Understanding Latitude lines run horizontally Memory Aid

On a globe, each parallel forms a complete circle around Earth. The circles become smaller as they move toward either pole. This happens because Earth is round.

A flat world map can make these lines look equally long, but that is a map drawing choice, not the true shape. The lines help divide a huge planet into organized bands. Each band gives people a shared way to describe location without needing a street address.

Latitude is closely connected to sunlight and climate. Places near the Equator receive more direct sunlight for much of the year, so they tend to stay warm. Farther north or south, sunlight arrives at a lower angle.

Its energy spreads over a wider area, which usually makes temperatures cooler. This is one reason tropical, temperate, and polar climate zones appear in broad horizontal bands on many maps.
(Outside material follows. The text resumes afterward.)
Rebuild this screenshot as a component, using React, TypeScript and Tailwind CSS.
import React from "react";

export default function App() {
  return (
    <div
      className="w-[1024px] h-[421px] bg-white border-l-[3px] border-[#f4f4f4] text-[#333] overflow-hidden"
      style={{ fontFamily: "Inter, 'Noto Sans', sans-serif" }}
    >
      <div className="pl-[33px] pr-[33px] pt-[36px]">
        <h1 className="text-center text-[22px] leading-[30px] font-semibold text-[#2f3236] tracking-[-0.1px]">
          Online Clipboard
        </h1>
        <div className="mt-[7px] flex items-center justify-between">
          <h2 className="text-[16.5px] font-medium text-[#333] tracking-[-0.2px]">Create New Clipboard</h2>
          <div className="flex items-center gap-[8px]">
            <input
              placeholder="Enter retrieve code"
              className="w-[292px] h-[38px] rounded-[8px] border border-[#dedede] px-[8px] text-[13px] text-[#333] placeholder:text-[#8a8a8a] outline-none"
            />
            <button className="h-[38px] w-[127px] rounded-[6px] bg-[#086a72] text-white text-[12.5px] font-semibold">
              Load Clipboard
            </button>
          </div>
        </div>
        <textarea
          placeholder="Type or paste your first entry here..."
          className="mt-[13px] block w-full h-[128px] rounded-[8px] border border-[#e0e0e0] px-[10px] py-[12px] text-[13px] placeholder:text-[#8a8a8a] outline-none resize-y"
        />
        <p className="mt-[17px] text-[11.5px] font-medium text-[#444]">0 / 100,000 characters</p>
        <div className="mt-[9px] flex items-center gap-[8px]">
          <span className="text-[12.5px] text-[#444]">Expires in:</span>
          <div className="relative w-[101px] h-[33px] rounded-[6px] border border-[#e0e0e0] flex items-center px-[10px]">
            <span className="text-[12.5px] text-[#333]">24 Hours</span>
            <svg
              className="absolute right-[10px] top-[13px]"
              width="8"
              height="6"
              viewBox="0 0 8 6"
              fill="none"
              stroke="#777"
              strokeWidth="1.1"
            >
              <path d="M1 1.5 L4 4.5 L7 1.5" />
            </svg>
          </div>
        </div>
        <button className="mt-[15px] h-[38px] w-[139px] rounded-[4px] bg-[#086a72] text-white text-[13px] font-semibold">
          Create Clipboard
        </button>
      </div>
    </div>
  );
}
Latitude does not control weather by itself. Oceans, mountains, elevation, and wind patterns can make two places at similar latitudes feel very different.

Pilots, ship crews, scientists, and emergency workers use coordinates to identify places precisely. A coordinate pair first gives the north or south position, then the east or west position. The direction letters are essential because the same number can describe locations on opposite sides of the Equator or Prime Meridian.

More detailed maps use minutes and seconds, or decimal degrees, to narrow a location from a large band to a small area. A phone or GPS receiver can calculate these positions using signals from satellites. The device still presents the result using the same worldwide coordinate system students practice on maps.

When reading a map, start by finding the Equator and notice whether the place lies above or below it. Then trace across to the labeled latitude line. Do not assume every map shows every line or every label.

You may need to count intervals between labeled lines, using the map scale of degrees shown at the edge. Turn the map if it helps you see the side to side pattern, but remember that a globe is the best model for understanding the real arrangement.

Practice by comparing cities in different parts of the world. Notice that cities on a similar latitude often share daylight patterns, while their longitudes place them in different time zones.